Du pointu, du costaud, du rigoureux, que de bons concerts qui mettent l’eau à la bouche des (jeunes) amateurs de musiques d’avant-garde, le public cible du RBMA. Depuis plusieurs mois, la venue du RBMA suscite des attentes, mais aussi quelques appréhensions de la part de producteurs et promoteurs de spectacles de la métropole qui frémissent de voir apparaître un concurrent aux poches profondes.

« Évidemment, les promoteurs de la ville se sentent un peu menacés, confirme Dan Seligman, directeur de Pop Montréal. Les artistes montréalais, de leur côté, vont accepter d’y jouer, parce que c’est cool et que c’est très, très bien payé. [Les organisateurs du RBMA] sont chanceux d’avoir l’appui d’une multinationale qui leur permet de disposer de budgets quasi illimités pour faire ce qu’ils veulent. »

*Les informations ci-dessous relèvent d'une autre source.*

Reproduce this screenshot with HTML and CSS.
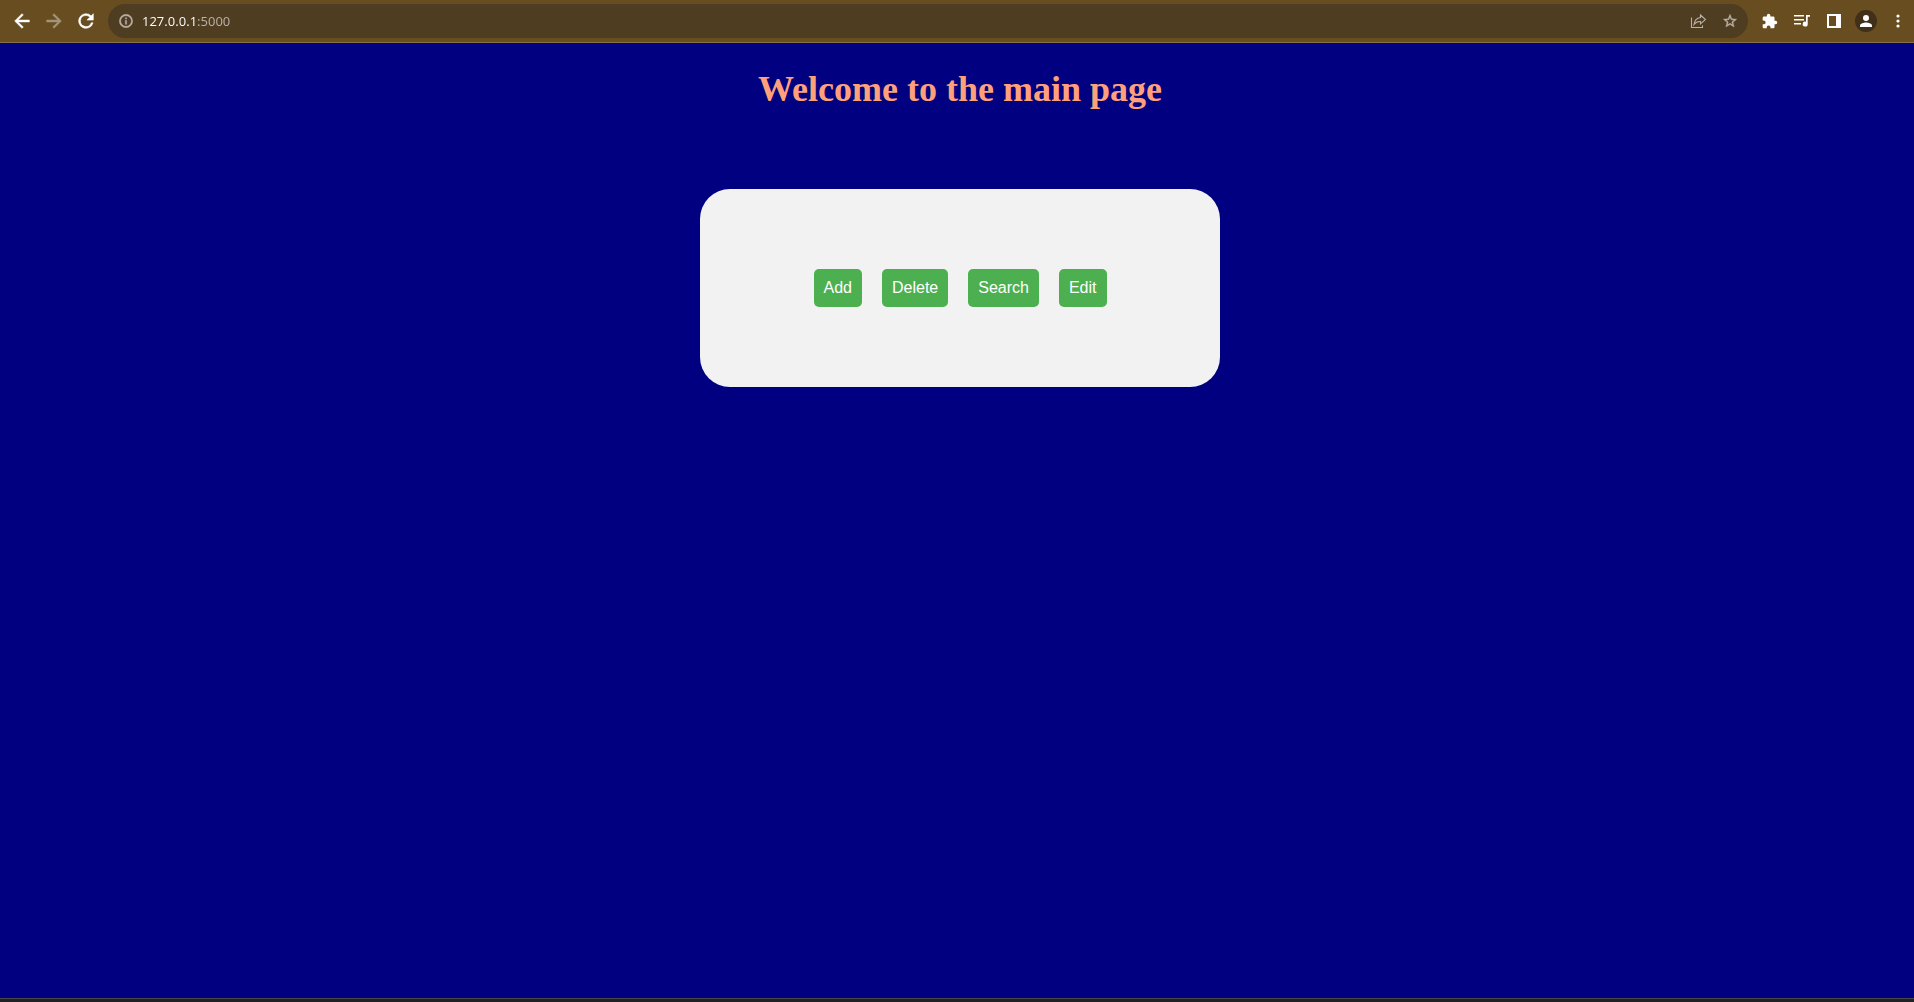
FILE: index.html
```html
<!DOCTYPE html>
<html lang="en">
<head>
<meta charset="utf-8">
<title>Main page</title>
<link rel="stylesheet" href="styles.css">
</head>
<body>
<header class="toolbar">
  <nav class="tools" aria-label="Navigation">
    <button class="tool" type="button" aria-label="Back"><svg class="bold" width="22" height="22" viewBox="0 0 24 24"><path d="M20 11H7.8l5.6-5.6L12 4l-8 8 8 8 1.4-1.4L7.8 13H20z"/></svg></button>
    <button class="tool faded" type="button" aria-label="Forward"><svg class="bold" width="22" height="22" viewBox="0 0 24 24"><path d="M12 4l-1.4 1.4 5.6 5.6H4v2h12.2l-5.6 5.6L12 20l8-8z"/></svg></button>
    <button class="tool" type="button" aria-label="Reload"><svg class="bold" width="22" height="22" viewBox="0 0 24 24"><path d="M17.65 6.35A8 8 0 1 0 19.73 14h-2.08A6 6 0 1 1 12 6c1.66 0 3.14.69 4.22 1.78L13 11h7V4z"/></svg></button>
  </nav>
  <div class="omnibox">
    <button class="tool muted" type="button" aria-label="Site information"><svg class="bold" width="16" height="16" viewBox="0 0 24 24"><path d="M11 7h2v2h-2zm0 4h2v6h-2zm1-9a10 10 0 1 0 0 20 10 10 0 0 0 0-20zm0 18a8 8 0 1 1 0-16 8 8 0 0 1 0 16z"/></svg></button>
    <input class="address" type="text" value="127.0.0.1:5000" aria-label="Address" spellcheck="false">
    <button class="tool muted" type="button" aria-label="Share"><svg width="16" height="16" viewBox="0 0 16 16" fill="none" stroke="currentColor" stroke-width="1.1"><path d="M1.500 4.500v10h11v-2M10.500 2l5 4.500-5 4.300V8.500C7.500 8.300 5.500 9.500 4 11.500 4.500 7.500 6.500 5 10.500 4.500z"/></svg></button>
    <button class="tool muted" type="button" aria-label="Bookmark"><svg class="bold" width="16" height="16" viewBox="0 0 24 24"><path d="M22 9.240l-7.190-.62L12 2 9.190 8.630 2 9.240l5.460 4.730L5.820 21 12 17.270 18.180 21l-1.630-7.030zM12 15.400l-3.760 2.270 1-4.280-3.320-2.880 4.380-.38L12 6.100l1.710 4.040 4.380.38-3.320 2.880 1 4.280z"/></svg></button>
  </div>
  <div class="tools">
    <button class="tool" type="button" aria-label="Extensions"><svg width="16" height="16" viewBox="1 0 23 23"><path d="M20.500 11H19V7a2 2 0 0 0-2-2h-4V3.500a2.500 2.500 0 0 0-5 0V5H4a2 2 0 0 0-2 2v3.800h1.500a2.700 2.700 0 0 1 0 5.400H2V20c0 1.100.9 2 2 2h3.800v-1.500a2.700 2.700 0 0 1 5.400 0V22H17a2 2 0 0 0 2-2v-4h1.500a2.500 2.500 0 0 0 0-5z"/></svg></button>
    <button class="tool" type="button" aria-label="Media"><svg width="16" height="16" viewBox="0 0 16 16"><path d="M0 2h10v1.500H0zm0 4h10v1.500H0zm0 4h7v1.500H0zM12 2h4v1.700h-2.300V11A2.500 2.500 0 1 1 12 8.700z"/></svg></button>
    <button class="tool" type="button" aria-label="Side panel"><svg width="14" height="14" viewBox="0 0 14 14"><path fill-rule="evenodd" d="M0 0h14v14H0zm2 2v10h7V2z"/></svg></button>
    <button class="tool" type="button" aria-label="Profile"><svg width="22" height="22" viewBox="0 0 22 22"><circle class="avatar" cx="11" cy="11" r="11"/><circle cx="11" cy="8" r="3"/><path d="M5 17v-1.500c0-2 4-3 6-3s6 1 6 3V17z"/></svg></button>
    <button class="tool" type="button" aria-label="Menu"><svg width="4" height="14" viewBox="0 0 4 14"><circle cx="2" cy="2" r="1.600"/><circle cx="2" cy="7" r="1.600"/><circle cx="2" cy="12" r="1.600"/></svg></button>
  </div>
</header>
<main class="page">
  <h1 class="title">Welcome to the main page</h1>
  <section class="card">
    <a class="action" href="#add">Add</a>
    <a class="action" href="#delete">Delete</a>
    <a class="action" href="#search">Search</a>
    <a class="action" href="#edit">Edit</a>
  </section>
</main>
<footer class="taskbar"></footer>
</body>
</html>
```
FILE: styles.css
```css
* {
  box-sizing: border-box;
}

body {
  margin: 0;
  min-height: 100vh;
  display: flex;
  flex-direction: column;
  background: #000080;
}

.toolbar {
  display: flex;
  align-items: center;
  gap: 6px;
  height: 43px;
  padding-left: 6px;
  background: #684d21;
  border-bottom: 1px solid #88724e;
}

.tools {
  display: flex;
}

.tool {
  display: flex;
  align-items: center;
  justify-content: center;
  flex: none;
  width: 32px;
  height: 32px;
  padding: 0;
  border: 0;
  background: none;
  color: #fff;
}

.tool svg {
  fill: currentColor;
}

.tool svg[fill="none"] {
  fill: none;
}

.tool .bold {
  stroke: currentColor;
  stroke-width: 0.6;
}

.tool .avatar {
  fill: #402f19;
}

.faded {
  color: #a4947a;
}

.muted {
  color: #b9b1a7;
}

.omnibox {
  display: flex;
  align-items: center;
  flex: 1;
  height: 34px;
  padding: 0 2px;
  border-radius: 17px;
  background: #4f3d22;
}

/* The host is white, the port after it is dimmed. */
.address {
  flex: 1;
  min-width: 0;
  height: 20px;
  padding: 0;
  border: 0;
  outline: 0;
  font: 13px/20px "Noto Sans", sans-serif;
  color: #fff;
  background: linear-gradient(90deg, #fff 55px, #b9b1a7 55px);
  -webkit-background-clip: text;
  background-clip: text;
  -webkit-text-fill-color: transparent;
}

.page {
  flex: 1;
  display: flex;
  flex-direction: column;
  align-items: center;
  padding: 24px 0 24px 6px;
}

.title {
  margin: 0 0 78px;
  font: bold 36px/44px "Liberation Serif", "Times New Roman", serif;
  color: #ffa07a;
}

.card {
  display: flex;
  justify-content: center;
  gap: 20px;
  width: 520px;
  max-width: 100%;
  padding: 80px 20px;
  border-radius: 30px;
  background: #f2f2f2;
}

.action {
  padding: 10px;
  border-radius: 5px;
  font: 16px/18px "Liberation Sans", Arial, sans-serif;
  color: #fff;
  text-decoration: none;
  background: #4caf50;
}

.taskbar {
  height: 4px;
  border-top: 1px solid #484848;
  background: #202124;
}
```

Many Ameri reste coi sur la facture du RBMA, qu’on estime aisément à quelques millions de dollars. Un montant qui rapporte, assure Danilo Dantas, professeur agrégé au Département de marketing de HEC et expert de la question du marketing de la musique, qui voit dans l’initiative un « bel exemple de renforcement d’image de marque dans un environnement contrôlé ».

« Contrairement à la commandite, où plusieurs marques s’associent à un événement qui possède une certaine réputation, Red Bull fait avec son Académie comme avec ses événements de sport extrême, comme le Crashed Ice, des événements qu’ils contrôlent à 100 %, qui sont en phase avec les valeurs de la marque, avec l’esprit de la marque, et surtout avec les valeurs de son public cible », les jeunes branchés sur la musique.

Le retour sur investissement se calcule par le rayonnement du RBMA dans les médias à travers le monde et par la diffusion sur les réseaux sociaux par le public. « La différence entre Red Bull et les autres marques, c’est que lui pousse ce concept à l’extrême, ajoute le professeur. Une opération de cette ampleur, je n’ai jamais vu ça. »

Or, tous les acteurs de la scène musicale montréalaise auxquels nous avons parlé s’entendent sur une chose : l’équipe derrière le RBMA aime la musique et organise un événement d’une exemplaire qualité. « Ils ont la musique à coeur, c’est ça le plus important », dit Dan Seligman.